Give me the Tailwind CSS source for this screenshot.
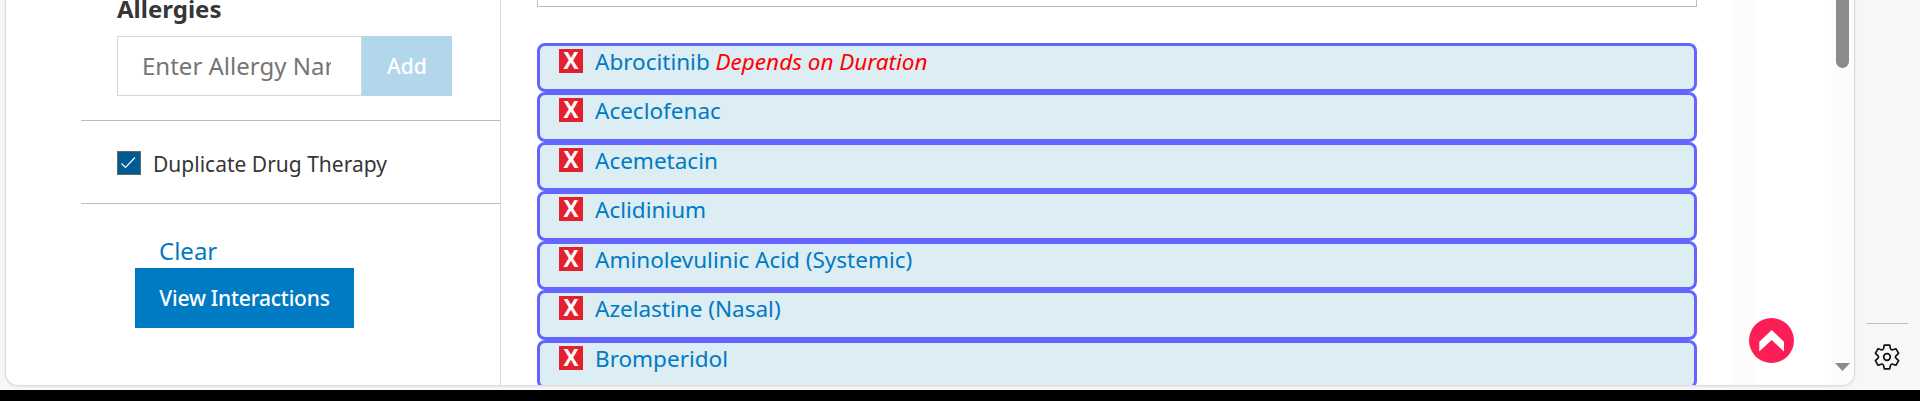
<!DOCTYPE html>
<html lang="en">
<head>
<meta charset="utf-8">
<title>Drug Interactions</title>
<script src="https://cdn.jsdelivr.net/npm/@tailwindcss/browser@4"></script>
</head>
<body class="h-[401px] overflow-hidden bg-black font-['Noto_Sans',sans-serif]">
<div class="flex h-[390px] bg-[#f7f7f7] pl-[5px]">
  <main class="relative flex h-[386px] w-[1850px] shrink-0 overflow-hidden rounded-b-[13px] border border-t-0 border-[#dcdcdc] bg-white shadow-[0_1px_3px_rgba(0,0,0,0.08)]">
    <aside class="flex w-[495px] shrink-0 flex-col border-r border-[#d8d8d8] pl-[75px]">
      <h2 class="h-9 pl-9 text-[24px] leading-[17px] font-bold text-[#363636]">Allergies</h2>
      <div class="flex h-[60px] pl-9">
        <div class="flex w-[245px] items-center border border-r border-[#d8d8d8] pr-[30px] pl-6">
          <span class="block overflow-hidden text-[24px] leading-[40px] whitespace-nowrap text-[#757575]">Enter Allergy Name</span>
        </div>
        <button class="w-[90px] bg-[#b2d6ec] pt-[2px] text-[21px] font-medium text-white">Add</button>
      </div>
      <div class="mt-6 flex h-[84px] items-center gap-3 border-y border-[#bcbcbc] pl-9">
        <span class="mt-[2px] flex size-6 items-center justify-center border border-[#666] bg-[#005b92]">
          <svg class="size-[22px]" viewBox="0 0 22 22" fill="none" stroke="#fff" stroke-width="1.1"><path d="M3.500 11.500 7.500 15.500 17 5.500"/></svg>
        </span>
        <span class="pt-[3px] text-[21px] leading-6 text-[#363636]">Duplicate Drug Therapy</span>
      </div>
      <a class="mt-[29px] h-[35px] pl-[78px] text-[24px] leading-[36px] text-[#007ac3]">Clear</a>
      <button class="ml-[54px] h-[60px] w-[219px] shrink-0 bg-[#007ac3] pt-[2px] text-[21px] font-medium tracking-[-0.22px] text-white">View Interactions</button>
    </aside>

    <section class="flex w-[1232px] shrink-0 flex-col pl-9">
      <div class="h-[7px] w-[1160px] shrink-0 border border-t-0 border-[#bcbcbc]"></div>
      <ul class="mt-[35.9px] w-[1160px] text-[22.5px] leading-[25px] text-[#007ac3]">
        <li class="flex h-[49.5px] items-start gap-3 rounded-[8px] border-3 border-[#6464ff] bg-[#dcedf4] pt-[3px] pl-[19px]"><span class="size-6 shrink-0 bg-[#e5202e] text-center font-['Open_Sans',sans-serif] text-[22.5px] leading-[23px] font-bold text-white">X</span><span>Abrocitinib <i class="text-[#ff0000]">Depends on Duration</i></span></li>
        <li class="flex h-[49.5px] items-start gap-3 rounded-[8px] border-3 border-[#6464ff] bg-[#dcedf4] pt-[3px] pl-[19px]"><span class="size-6 shrink-0 bg-[#e5202e] text-center font-['Open_Sans',sans-serif] text-[22.5px] leading-[23px] font-bold text-white">X</span><span>Aceclofenac</span></li>
        <li class="flex h-[49.5px] items-start gap-3 rounded-[8px] border-3 border-[#6464ff] bg-[#dcedf4] pt-[3px] pl-[19px]"><span class="size-6 shrink-0 bg-[#e5202e] text-center font-['Open_Sans',sans-serif] text-[22.5px] leading-[23px] font-bold text-white">X</span><span>Acemetacin</span></li>
        <li class="flex h-[49.5px] items-start gap-3 rounded-[8px] border-3 border-[#6464ff] bg-[#dcedf4] pt-[3px] pl-[19px]"><span class="size-6 shrink-0 bg-[#e5202e] text-center font-['Open_Sans',sans-serif] text-[22.5px] leading-[23px] font-bold text-white">X</span><span>Aclidinium</span></li>
        <li class="flex h-[49.5px] items-start gap-3 rounded-[8px] border-3 border-[#6464ff] bg-[#dcedf4] pt-[3px] pl-[19px]"><span class="size-6 shrink-0 bg-[#e5202e] text-center font-['Open_Sans',sans-serif] text-[22.5px] leading-[23px] font-bold text-white">X</span><span>Aminolevulinic Acid (Systemic)</span></li>
        <li class="flex h-[49.5px] items-start gap-3 rounded-[8px] border-3 border-[#6464ff] bg-[#dcedf4] pt-[3px] pl-[19px]"><span class="size-6 shrink-0 bg-[#e5202e] text-center font-['Open_Sans',sans-serif] text-[22.5px] leading-[23px] font-bold text-white">X</span><span>Azelastine (Nasal)</span></li>
        <li class="flex h-[49.5px] items-start gap-3 rounded-[8px] border-3 border-[#6464ff] bg-[#dcedf4] pt-[3px] pl-[19px]"><span class="size-6 shrink-0 bg-[#e5202e] text-center font-['Open_Sans',sans-serif] text-[22.5px] leading-[23px] font-bold text-white">X</span><span>Bromperidol</span></li>
      </ul>
    </section>

    <div class="w-[23px] shrink-0 bg-[#fcfcfc]"></div>
    <div class="w-[75px] shrink-0"></div>
    <div class="flex w-[23px] shrink-0 flex-col items-center justify-between bg-[#fcfcfc] pb-[14px]">
      <div class="h-[68px] w-[13px] rounded-b-full bg-[#8b8b8b]"></div>
      <svg class="h-2 w-[15px]" viewBox="0 0 15 8"><path d="M0 0h15L7.500 8z" fill="#8b8b8b"/></svg>
    </div>
    <button class="absolute top-[318px] left-[1743px] size-[45px] rounded-full bg-[#fb1e57]">
      <svg class="size-[45px]" viewBox="0 0 45 45"><path d="M10.300 23.800 22.700 12 35 23.800V33.500L22.700 22 10.300 33.500z" fill="#fff"/></svg>
    </button>
  </main>

  <nav class="flex flex-1 flex-col items-center pt-[323px] pr-[1px]">
    <div class="h-px w-[42px] bg-[#bebebe]"></div>
    <svg class="mt-5 size-[26px]" viewBox="0 0 26 26" fill="none" stroke="#111" stroke-width="1.7" stroke-linejoin="round"><path d="M10.300 1.100H15.700L16.400 4.400Q16.800 6.200 18.800 5.700L21.900 4.700 24.600 9.400 22.200 11.600Q20.700 13 22.200 14.400L24.600 16.600 21.900 21.300 18.800 20.300Q16.800 19.800 16.400 21.600L15.700 24.900H10.300L9.600 21.600Q9.200 19.800 7.200 20.300L4.100 21.300 1.400 16.600 3.800 14.400Q5.300 13 3.800 11.600L1.400 9.400 4.100 4.700 7.200 5.700Q9.200 6.200 9.600 4.400Z"/><circle cx="13" cy="13" r="3.300"/></svg>
  </nav>
</div>
</body>
</html>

•••••

- [Exercise requirements] Copy the material above in full and exactly, skipping pictures.

- [Answer to this exercise]
Give me the Tailwind CSS source for this screenshot.
<!DOCTYPE html>
<html lang="en">
<head>
<meta charset="utf-8">
<title>Drug Interactions</title>
<script src="https://cdn.jsdelivr.net/npm/@tailwindcss/browser@4"></script>
</head>
<body class="h-[401px] overflow-hidden bg-black font-['Noto_Sans',sans-serif]">
<div class="flex h-[390px] bg-[#f7f7f7] pl-[5px]">
  <main class="relative flex h-[386px] w-[1850px] shrink-0 overflow-hidden rounded-b-[13px] border border-t-0 border-[#dcdcdc] bg-white shadow-[0_1px_3px_rgba(0,0,0,0.08)]">
    <aside class="flex w-[495px] shrink-0 flex-col border-r border-[#d8d8d8] pl-[75px]">
      <h2 class="h-9 pl-9 text-[24px] leading-[17px] font-bold text-[#363636]">Allergies</h2>
      <div class="flex h-[60px] pl-9">
        <div class="flex w-[245px] items-center border border-r border-[#d8d8d8] pr-[30px] pl-6">
          <span class="block overflow-hidden text-[24px] leading-[40px] whitespace-nowrap text-[#757575]">Enter Allergy Name</span>
        </div>
        <button class="w-[90px] bg-[#b2d6ec] pt-[2px] text-[21px] font-medium text-white">Add</button>
      </div>
      <div class="mt-6 flex h-[84px] items-center gap-3 border-y border-[#bcbcbc] pl-9">
        <span class="mt-[2px] flex size-6 items-center justify-center border border-[#666] bg-[#005b92]">
          <svg class="size-[22px]" viewBox="0 0 22 22" fill="none" stroke="#fff" stroke-width="1.1"><path d="M3.500 11.500 7.500 15.500 17 5.500"/></svg>
        </span>
        <span class="pt-[3px] text-[21px] leading-6 text-[#363636]">Duplicate Drug Therapy</span>
      </div>
      <a class="mt-[29px] h-[35px] pl-[78px] text-[24px] leading-[36px] text-[#007ac3]">Clear</a>
      <button class="ml-[54px] h-[60px] w-[219px] shrink-0 bg-[#007ac3] pt-[2px] text-[21px] font-medium tracking-[-0.22px] text-white">View Interactions</button>
    </aside>

    <section class="flex w-[1232px] shrink-0 flex-col pl-9">
      <div class="h-[7px] w-[1160px] shrink-0 border border-t-0 border-[#bcbcbc]"></div>
      <ul class="mt-[35.9px] w-[1160px] text-[22.5px] leading-[25px] text-[#007ac3]">
        <li class="flex h-[49.5px] items-start gap-3 rounded-[8px] border-3 border-[#6464ff] bg-[#dcedf4] pt-[3px] pl-[19px]"><span class="size-6 shrink-0 bg-[#e5202e] text-center font-['Open_Sans',sans-serif] text-[22.5px] leading-[23px] font-bold text-white">X</span><span>Abrocitinib <i class="text-[#ff0000]">Depends on Duration</i></span></li>
        <li class="flex h-[49.5px] items-start gap-3 rounded-[8px] border-3 border-[#6464ff] bg-[#dcedf4] pt-[3px] pl-[19px]"><span class="size-6 shrink-0 bg-[#e5202e] text-center font-['Open_Sans',sans-serif] text-[22.5px] leading-[23px] font-bold text-white">X</span><span>Aceclofenac</span></li>
        <li class="flex h-[49.5px] items-start gap-3 rounded-[8px] border-3 border-[#6464ff] bg-[#dcedf4] pt-[3px] pl-[19px]"><span class="size-6 shrink-0 bg-[#e5202e] text-center font-['Open_Sans',sans-serif] text-[22.5px] leading-[23px] font-bold text-white">X</span><span>Acemetacin</span></li>
        <li class="flex h-[49.5px] items-start gap-3 rounded-[8px] border-3 border-[#6464ff] bg-[#dcedf4] pt-[3px] pl-[19px]"><span class="size-6 shrink-0 bg-[#e5202e] text-center font-['Open_Sans',sans-serif] text-[22.5px] leading-[23px] font-bold text-white">X</span><span>Aclidinium</span></li>
        <li class="flex h-[49.5px] items-start gap-3 rounded-[8px] border-3 border-[#6464ff] bg-[#dcedf4] pt-[3px] pl-[19px]"><span class="size-6 shrink-0 bg-[#e5202e] text-center font-['Open_Sans',sans-serif] text-[22.5px] leading-[23px] font-bold text-white">X</span><span>Aminolevulinic Acid (Systemic)</span></li>
        <li class="flex h-[49.5px] items-start gap-3 rounded-[8px] border-3 border-[#6464ff] bg-[#dcedf4] pt-[3px] pl-[19px]"><span class="size-6 shrink-0 bg-[#e5202e] text-center font-['Open_Sans',sans-serif] text-[22.5px] leading-[23px] font-bold text-white">X</span><span>Azelastine (Nasal)</span></li>
        <li class="flex h-[49.5px] items-start gap-3 rounded-[8px] border-3 border-[#6464ff] bg-[#dcedf4] pt-[3px] pl-[19px]"><span class="size-6 shrink-0 bg-[#e5202e] text-center font-['Open_Sans',sans-serif] text-[22.5px] leading-[23px] font-bold text-white">X</span><span>Bromperidol</span></li>
      </ul>
    </section>

    <div class="w-[23px] shrink-0 bg-[#fcfcfc]"></div>
    <div class="w-[75px] shrink-0"></div>
    <div class="flex w-[23px] shrink-0 flex-col items-center justify-between bg-[#fcfcfc] pb-[14px]">
      <div class="h-[68px] w-[13px] rounded-b-full bg-[#8b8b8b]"></div>
      <svg class="h-2 w-[15px]" viewBox="0 0 15 8"><path d="M0 0h15L7.500 8z" fill="#8b8b8b"/></svg>
    </div>
    <button class="absolute top-[318px] left-[1743px] size-[45px] rounded-full bg-[#fb1e57]">
      <svg class="size-[45px]" viewBox="0 0 45 45"><path d="M10.300 23.800 22.700 12 35 23.800V33.500L22.700 22 10.300 33.500z" fill="#fff"/></svg>
    </button>
  </main>

  <nav class="flex flex-1 flex-col items-center pt-[323px] pr-[1px]">
    <div class="h-px w-[42px] bg-[#bebebe]"></div>
    <svg class="mt-5 size-[26px]" viewBox="0 0 26 26" fill="none" stroke="#111" stroke-width="1.7" stroke-linejoin="round"><path d="M10.300 1.100H15.700L16.400 4.400Q16.800 6.200 18.800 5.700L21.900 4.700 24.600 9.400 22.200 11.600Q20.700 13 22.200 14.400L24.600 16.600 21.900 21.300 18.800 20.300Q16.800 19.800 16.400 21.600L15.700 24.900H10.300L9.600 21.600Q9.200 19.800 7.200 20.300L4.100 21.300 1.400 16.600 3.800 14.400Q5.300 13 3.800 11.600L1.400 9.400 4.100 4.700 7.200 5.700Q9.200 6.200 9.600 4.400Z"/><circle cx="13" cy="13" r="3.300"/></svg>
  </nav>
</div>
</body>
</html>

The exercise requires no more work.